Tarihe kayıt düşecek'
Nusaybin'de işlenen insanlık suçu için uluslararası mahkemelere başvurulması gerektiğinin altını çizen İnsan Hakları Derneği (İHD) İstanbul Şubesi Başkanı Avukat Gülseren Yoleri, "Buraya geldiğimizde gördüğümüz manzara ise 6 mahalleye giriş yasak, tel örgülerle kapatılmış. Tel örgülere asılan Türk bayrakları sanki işgal etmiş ve bayrağını asmış gibi duruyor, bu çok dikkat çekici bir şeydi. Öncelikle bir insanın insanca yaşayabilmesi için öncelikle özgür olması, temel haklarına sahip olması lazım. Bu tel örgüler bunu açıktan tehdit eden şeyler. Hala o molozların altında ailelerin yakınları var ve hala onların cenazeleri orada. Devletin orada doğru düzgün bir moloz kaldırma çalışması yapıyor mu, yoksa evler yıkılıyor mu, daha talan mı ediliyor, bütün bunların ortaya çıkması lazım. Bununla ilgili Türkiye'deki mahkemelere yapılacak başvurularla ilgili sonuç alması noktası hep sorunlu olageldi.
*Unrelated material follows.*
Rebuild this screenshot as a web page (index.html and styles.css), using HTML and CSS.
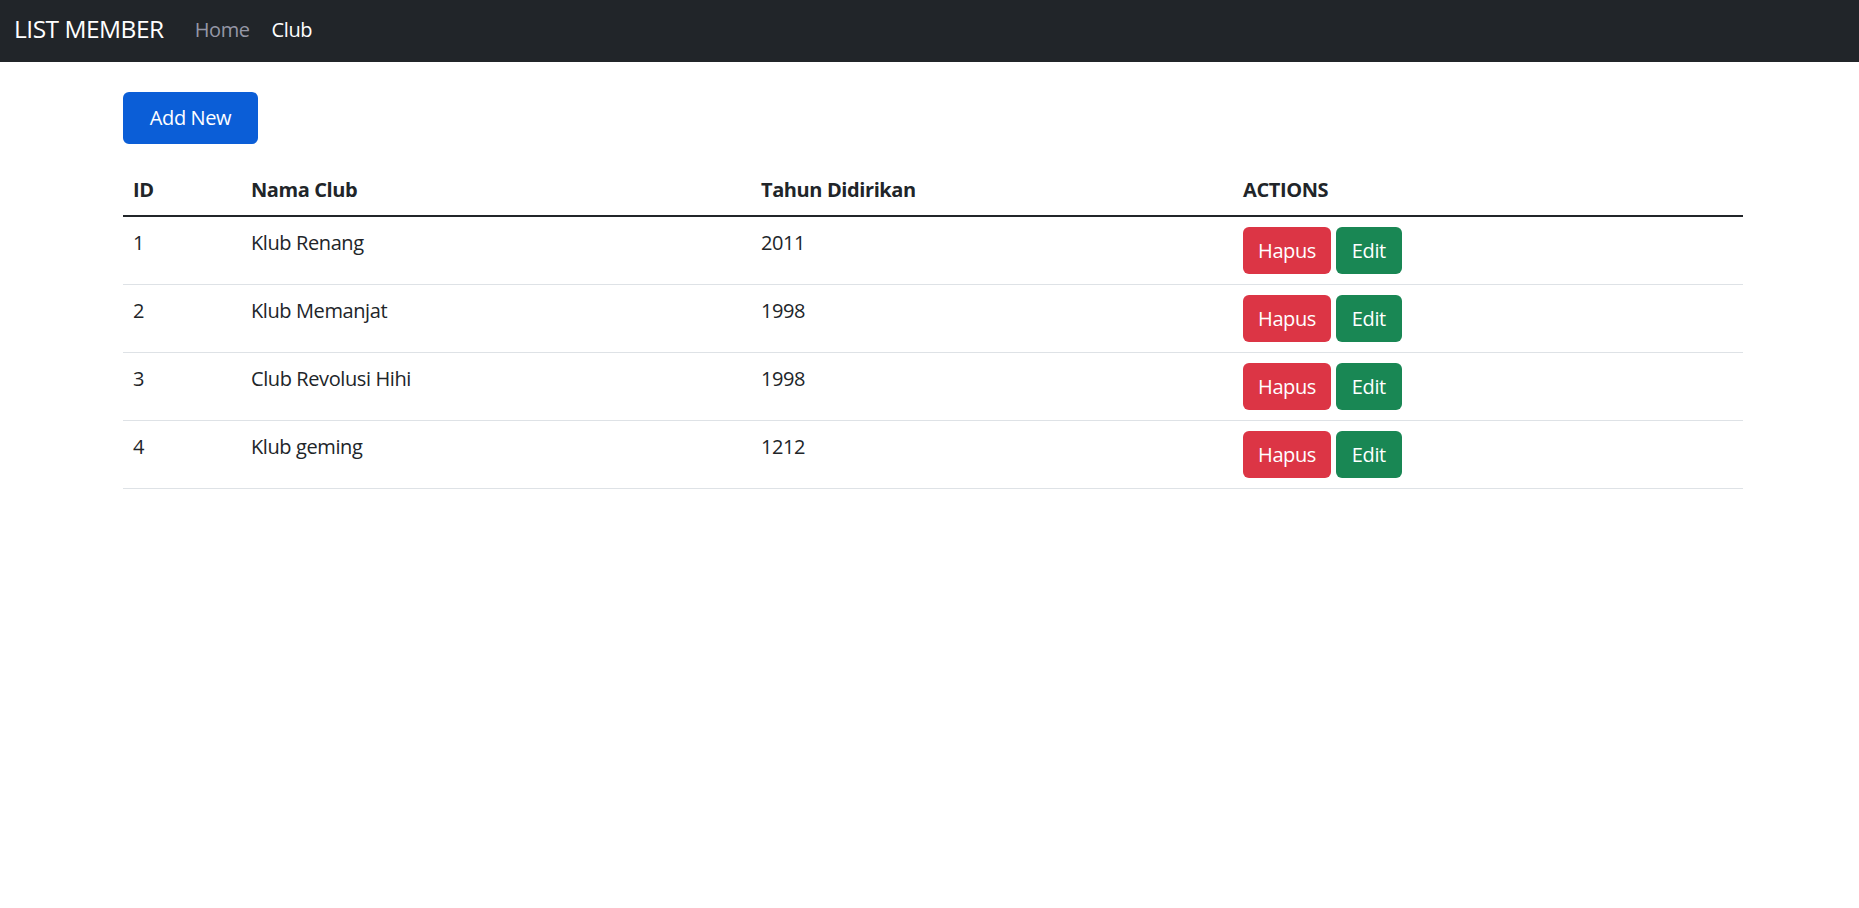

Devlet genel olarak haklı olduğunu düşünüyor. Dolayısıyla sonrası açısından belki Avrupa İnsan Hakları Mahkemesi ve Uluslar arası Ceza Mahkemesi'ni (UCM) Buralardan ne sonuç alınır bilemiyorum ama her başvuru gerek insan mahkemeler, gerek uluslararası mahkemelerde itirazlarımızı tarihe kayıt düşmek anlamına gelecek. Devletin buna karşı tutumu da tarihe geçmiş olacak" dedi.
'Herkesi sorumlu hareket etmeye çağırıyorum'
Devletin Nusaybin'de işlediği insanlık suçuna karşı herkesin eyleme geçmesi gerektiğini dile getiren Gülseren, "Devletin işlediği bu suçlar karşısında susmak da bu suça ortak olmaktır. Bu bilinç ve sorumlulukla herkesin burada yaşamın tekrar normale dönebilmesi için, buradaki insanların tekrar insanca yaşayabilmesi için ellerinden gelen her şeyi yapması ve bu sorulukla hareket etmeli" diye konuştu.
'İnsanlar direnmeye devam ediyorum'
Nusaybin'de muazzam bir direniş gözlemlediğini dile getiren Dersim Demokrat Kadın Hareketi Aktivisti Özlem Armen ise "Bu topraklar yıllarca Ermeniler, Süryaniler Kürtler kendi topraklarını kaybetmiş ve bu topraklar işgal altındadır. İşgal edilen bu topraklarda bitip tükenmeyen bir soykırım var, bu soykırım karşısında bu halk kesinlikle boyun eğmedi, direndi. Evlerini kaybetmiş, canlarını yitirmiş insanlar var. İnsanların bu acılarına karşı gösterdikleri tutum da direniş söz konusudur. Nusaybin'de inanılmaz bir TC'nin zulmü var. TC'nin yaptığı bu zulüm karşısında insanlar direndi, dirençli olmaya devam diyor, umutlarını yitirmemiş, yarınlarına umutla bakıyorlar" dedi.
'Bu acılara tanığız, TC'nin bu yüzünü tanıyoruz'
Dersimli bir kadın olarak Nusaybin'de yaşanan acıya da direnişe de uzak olmadıklarını dile getiren Özlem, "1938 katliamında büyük bir soykırım yaşadık, savaşın en büyük mağdurları biz kadınlarız, bu acılara tanığız, TC'nin bu yüzünü tanıyoruz. Bunu Nusaybin'de gördük maalesef, TC'nin geçmişi katliamla dolu devlettir bizler her zaman buna karşı dik duracağız ve bu yola devam edeceğiz. Direniş direniştir her yerde aynıdır bugün Dersim halen toprakları için direniyor bu Nusaybin'de aynı insanlar toprakları için direnmeye devam ediyor. Cizre den Nusaybin'e ve dersime uzanan muazzam kavga devam ediyor" diye konuştu.
Özlem devrimci ve sosyalist kadınlara Nusaybin'i yalnız bırakmama çağrısında bulundu.